Jeudi 28 janvier 2010
Thomas Piketty, directeur d'études à l'Ecole des hautes études en sciences sociales (EHESS) plaide pour une "remise à plat massive" des niches fiscales, toujours dans les limbes faute "de courage politique".
Le gouvernement dit vouloir réduire les dépenses publiques. N'y a-t-il pas chantier plus urgent ?
Sans doute. On a atteint une telle accumulation de régimes fiscaux dérogatoires que, non seulement ça finit par coûter beaucoup d'argent à l'Etat, mais cela nuit à l'acceptation démocratique de l'impôt. En France, le principe originel "à revenu égal, impôt égal" est battu en brèche. Une remise à plat massive des niches s'impose.
Plutôt délicat...
Et alors ? Je suis frappé par le manque de courage politique du gouvernement. Depuis 2007, Nicolas Sarkozy, qui prétend réformer la France cinquante fois par jour, n'a esquissé aucune réforme de notre système fiscal. Fût-elle de droite ! Au contraire, le gouvernement Fillon a d'emblée rajouté plusieurs couches de complexité : le paquet fiscal, voté à l'été 2007, a créé autant de nouvelles niches qu'il contenait d'articles.
Quelles sont ces nouvelles niches ?
L'exonération des heures sup, par exemple : décréter qu'une partie des revenus du travail est exonérée d'impôt alors que le reste y est soumis, c'est dingue. Vous créez les conditions d'un énorme manque à gagner pour l'Etat et les régimes de retraites, les fiscalistes rivalisant d'imagination pour requalifier les primes en heures sup... Et que dire de la déduction des intérêts d'emprunt pour l'achat d'un logement ! Presque tous les pays de l'OCDE [Organisation de coopération et de développement économiques, ndlr] qui ont eu recours à ce système l'ont supprimé. Et pour cause : le problème du logement ne se résorbe qu'avec la construction de logements. La niche ne fait que doper les prix de l'immobilier ou empêcher leur baisse, pourtant nécessaire. Cette accumulation relève d'une mauvaise utilisation de l'argent public.
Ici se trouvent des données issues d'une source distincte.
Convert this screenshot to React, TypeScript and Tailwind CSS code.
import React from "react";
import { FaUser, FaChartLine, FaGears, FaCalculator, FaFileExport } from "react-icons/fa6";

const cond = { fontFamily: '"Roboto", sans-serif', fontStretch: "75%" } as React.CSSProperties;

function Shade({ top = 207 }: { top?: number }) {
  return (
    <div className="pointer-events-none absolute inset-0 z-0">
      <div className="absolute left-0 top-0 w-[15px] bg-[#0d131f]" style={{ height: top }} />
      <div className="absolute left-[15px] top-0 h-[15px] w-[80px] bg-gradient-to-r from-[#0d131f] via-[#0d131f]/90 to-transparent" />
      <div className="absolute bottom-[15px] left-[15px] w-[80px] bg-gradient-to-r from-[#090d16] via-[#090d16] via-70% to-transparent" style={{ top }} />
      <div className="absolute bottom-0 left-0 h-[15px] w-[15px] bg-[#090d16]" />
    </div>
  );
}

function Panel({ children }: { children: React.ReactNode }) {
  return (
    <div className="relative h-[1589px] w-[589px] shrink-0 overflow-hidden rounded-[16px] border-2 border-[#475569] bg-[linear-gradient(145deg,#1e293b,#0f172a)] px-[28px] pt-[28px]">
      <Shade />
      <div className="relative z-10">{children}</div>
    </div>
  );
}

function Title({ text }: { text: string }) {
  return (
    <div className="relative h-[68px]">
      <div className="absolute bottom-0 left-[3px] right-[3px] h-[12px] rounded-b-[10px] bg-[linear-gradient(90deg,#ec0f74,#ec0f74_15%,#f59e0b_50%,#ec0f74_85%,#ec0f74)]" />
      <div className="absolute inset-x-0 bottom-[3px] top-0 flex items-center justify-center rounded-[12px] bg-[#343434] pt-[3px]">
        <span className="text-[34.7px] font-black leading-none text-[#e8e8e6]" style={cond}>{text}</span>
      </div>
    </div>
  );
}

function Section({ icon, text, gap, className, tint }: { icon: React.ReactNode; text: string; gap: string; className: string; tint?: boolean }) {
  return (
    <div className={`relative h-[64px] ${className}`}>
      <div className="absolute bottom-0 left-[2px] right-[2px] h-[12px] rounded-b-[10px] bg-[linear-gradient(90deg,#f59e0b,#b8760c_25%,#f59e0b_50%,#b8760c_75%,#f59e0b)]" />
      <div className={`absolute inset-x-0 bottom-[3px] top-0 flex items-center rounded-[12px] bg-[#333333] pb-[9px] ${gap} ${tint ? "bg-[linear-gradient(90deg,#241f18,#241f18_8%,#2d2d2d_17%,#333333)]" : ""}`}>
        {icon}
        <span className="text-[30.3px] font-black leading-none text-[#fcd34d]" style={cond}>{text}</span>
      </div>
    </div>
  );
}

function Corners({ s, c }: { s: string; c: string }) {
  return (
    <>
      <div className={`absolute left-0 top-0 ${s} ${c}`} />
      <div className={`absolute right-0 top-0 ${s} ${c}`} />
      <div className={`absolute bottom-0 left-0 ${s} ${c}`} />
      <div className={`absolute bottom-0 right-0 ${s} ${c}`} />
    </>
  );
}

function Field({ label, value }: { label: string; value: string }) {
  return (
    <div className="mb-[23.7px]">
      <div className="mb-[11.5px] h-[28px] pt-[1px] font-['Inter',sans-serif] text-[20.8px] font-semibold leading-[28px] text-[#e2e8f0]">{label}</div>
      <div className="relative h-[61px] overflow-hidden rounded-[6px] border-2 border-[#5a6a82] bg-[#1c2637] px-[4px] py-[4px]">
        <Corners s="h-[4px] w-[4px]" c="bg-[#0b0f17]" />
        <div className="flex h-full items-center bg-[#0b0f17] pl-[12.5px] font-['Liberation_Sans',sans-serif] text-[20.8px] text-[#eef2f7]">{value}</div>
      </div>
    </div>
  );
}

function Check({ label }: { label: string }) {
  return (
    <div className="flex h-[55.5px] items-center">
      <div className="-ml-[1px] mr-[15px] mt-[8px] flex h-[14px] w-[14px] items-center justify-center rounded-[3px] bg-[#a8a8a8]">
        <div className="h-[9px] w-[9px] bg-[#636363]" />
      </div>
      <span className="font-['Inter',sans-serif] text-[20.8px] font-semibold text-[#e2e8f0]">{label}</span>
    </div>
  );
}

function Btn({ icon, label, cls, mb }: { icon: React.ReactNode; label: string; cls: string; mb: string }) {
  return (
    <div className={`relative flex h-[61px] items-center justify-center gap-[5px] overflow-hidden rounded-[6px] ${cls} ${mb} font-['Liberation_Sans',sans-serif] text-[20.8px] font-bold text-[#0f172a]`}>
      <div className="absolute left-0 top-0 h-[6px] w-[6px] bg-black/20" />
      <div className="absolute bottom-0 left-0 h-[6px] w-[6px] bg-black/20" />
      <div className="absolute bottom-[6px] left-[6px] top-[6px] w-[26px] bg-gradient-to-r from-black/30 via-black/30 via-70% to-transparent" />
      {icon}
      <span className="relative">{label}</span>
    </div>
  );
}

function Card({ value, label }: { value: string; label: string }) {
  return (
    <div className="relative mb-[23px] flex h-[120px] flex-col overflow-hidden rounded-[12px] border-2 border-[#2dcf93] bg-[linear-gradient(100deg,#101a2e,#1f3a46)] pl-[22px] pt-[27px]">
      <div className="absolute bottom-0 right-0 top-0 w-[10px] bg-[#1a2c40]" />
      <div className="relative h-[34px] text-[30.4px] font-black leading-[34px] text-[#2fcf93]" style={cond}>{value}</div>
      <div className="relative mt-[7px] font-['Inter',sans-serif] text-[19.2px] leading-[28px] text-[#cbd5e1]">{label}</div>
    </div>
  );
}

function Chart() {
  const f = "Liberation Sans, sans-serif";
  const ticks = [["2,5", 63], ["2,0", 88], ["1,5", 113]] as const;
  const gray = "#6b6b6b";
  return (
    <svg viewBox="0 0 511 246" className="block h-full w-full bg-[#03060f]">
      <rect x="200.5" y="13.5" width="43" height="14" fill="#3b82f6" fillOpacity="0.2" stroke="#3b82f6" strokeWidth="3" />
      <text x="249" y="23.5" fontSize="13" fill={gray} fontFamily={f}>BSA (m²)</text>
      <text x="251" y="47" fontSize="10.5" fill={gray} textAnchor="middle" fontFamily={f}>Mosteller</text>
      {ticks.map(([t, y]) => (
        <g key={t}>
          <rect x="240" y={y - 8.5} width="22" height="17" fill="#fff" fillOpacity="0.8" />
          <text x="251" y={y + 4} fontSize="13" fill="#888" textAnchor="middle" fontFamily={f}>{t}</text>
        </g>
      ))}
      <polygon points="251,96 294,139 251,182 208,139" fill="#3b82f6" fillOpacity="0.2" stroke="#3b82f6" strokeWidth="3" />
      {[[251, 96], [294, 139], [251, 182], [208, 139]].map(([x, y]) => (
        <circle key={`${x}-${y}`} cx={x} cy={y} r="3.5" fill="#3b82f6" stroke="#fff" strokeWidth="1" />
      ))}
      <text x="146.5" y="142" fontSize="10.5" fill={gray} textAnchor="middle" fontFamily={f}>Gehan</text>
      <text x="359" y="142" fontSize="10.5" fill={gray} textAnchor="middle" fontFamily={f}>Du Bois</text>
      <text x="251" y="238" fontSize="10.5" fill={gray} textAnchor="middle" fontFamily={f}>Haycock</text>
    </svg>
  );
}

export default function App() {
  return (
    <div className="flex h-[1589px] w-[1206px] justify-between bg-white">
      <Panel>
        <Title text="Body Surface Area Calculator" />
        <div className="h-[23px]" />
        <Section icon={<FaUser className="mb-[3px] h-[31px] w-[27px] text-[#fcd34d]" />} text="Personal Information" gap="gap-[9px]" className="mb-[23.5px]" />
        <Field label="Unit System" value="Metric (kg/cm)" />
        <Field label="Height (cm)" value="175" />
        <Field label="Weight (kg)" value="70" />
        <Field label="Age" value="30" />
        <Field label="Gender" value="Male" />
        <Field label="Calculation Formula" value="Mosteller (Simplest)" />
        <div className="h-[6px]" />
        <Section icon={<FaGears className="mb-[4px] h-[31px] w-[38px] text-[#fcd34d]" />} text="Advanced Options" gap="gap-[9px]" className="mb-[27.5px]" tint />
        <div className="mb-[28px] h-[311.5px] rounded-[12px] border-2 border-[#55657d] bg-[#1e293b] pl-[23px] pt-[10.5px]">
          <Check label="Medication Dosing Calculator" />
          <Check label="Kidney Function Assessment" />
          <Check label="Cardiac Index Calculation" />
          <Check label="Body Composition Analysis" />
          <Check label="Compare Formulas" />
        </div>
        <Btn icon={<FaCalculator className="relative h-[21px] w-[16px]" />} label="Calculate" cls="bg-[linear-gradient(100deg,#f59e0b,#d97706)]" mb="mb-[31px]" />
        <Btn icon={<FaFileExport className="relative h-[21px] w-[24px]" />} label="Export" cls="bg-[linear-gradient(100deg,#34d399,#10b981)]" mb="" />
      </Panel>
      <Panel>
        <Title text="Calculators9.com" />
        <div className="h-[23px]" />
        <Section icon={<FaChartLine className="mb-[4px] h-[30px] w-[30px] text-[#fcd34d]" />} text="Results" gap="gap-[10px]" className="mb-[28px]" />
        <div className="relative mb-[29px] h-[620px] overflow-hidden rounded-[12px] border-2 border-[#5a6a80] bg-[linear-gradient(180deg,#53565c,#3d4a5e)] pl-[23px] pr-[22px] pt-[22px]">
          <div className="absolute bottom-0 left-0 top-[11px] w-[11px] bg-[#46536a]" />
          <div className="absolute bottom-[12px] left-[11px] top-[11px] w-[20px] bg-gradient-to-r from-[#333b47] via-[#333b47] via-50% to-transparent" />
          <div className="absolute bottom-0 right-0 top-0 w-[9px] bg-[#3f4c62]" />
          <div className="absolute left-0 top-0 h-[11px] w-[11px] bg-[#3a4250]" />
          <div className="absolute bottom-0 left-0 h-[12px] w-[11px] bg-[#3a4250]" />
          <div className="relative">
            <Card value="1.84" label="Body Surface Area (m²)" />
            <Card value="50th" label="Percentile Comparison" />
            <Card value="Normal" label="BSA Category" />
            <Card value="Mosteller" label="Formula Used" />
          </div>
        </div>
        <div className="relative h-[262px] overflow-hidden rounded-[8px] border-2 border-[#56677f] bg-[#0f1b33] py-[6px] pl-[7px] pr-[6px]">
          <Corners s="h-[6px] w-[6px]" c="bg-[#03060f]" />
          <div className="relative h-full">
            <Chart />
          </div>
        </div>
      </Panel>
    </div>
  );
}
Pourquoi donc avoir créé ces dispositifs ?
Au départ, il y a souvent une raison valable pour créer une niche. Dans les années 50, on a vu par exemple se multiplier les exemptions d'imposition sur les revenus du capital. Il s'agissait alors de donner de l'oxygène à l'épargne et aux patrimoines, laminés par la guerre, dans un contexte de reconstruction. Le problème réside dans l'inertie de ces dispositifs. Aujourd'hui, les revenus du patrimoine, mobilier et immobilier, se portent à merveille. Cela n'a donc aucun sens de les imposer plus faiblement que les revenus du travail !
Comment concilier efficacité et équité du système ?
Avant de parler réduction des dépenses ou hausse des impôts, il faudrait faire le ménage dans ce maquis de niches. Une première étape consisterait à fusionner l'impôt sur le revenu et la CSG [Contribution sociale généralisée]. L'impôt final serait progressif et prélevé à la source (enfin !) ce qui, mécaniquement, obligerait à supprimer les niches. L'objectif premier ne doit pas être de renflouer les caisses mais de rendre le système de prélèvement plus équitable et plus lisible. C'est indispensable pour réconcilier les citoyens avec l'impôt.
Thomas Piketty est directeur d'études à l'EHESS et professeur à l'Ecole d'économie de Paris.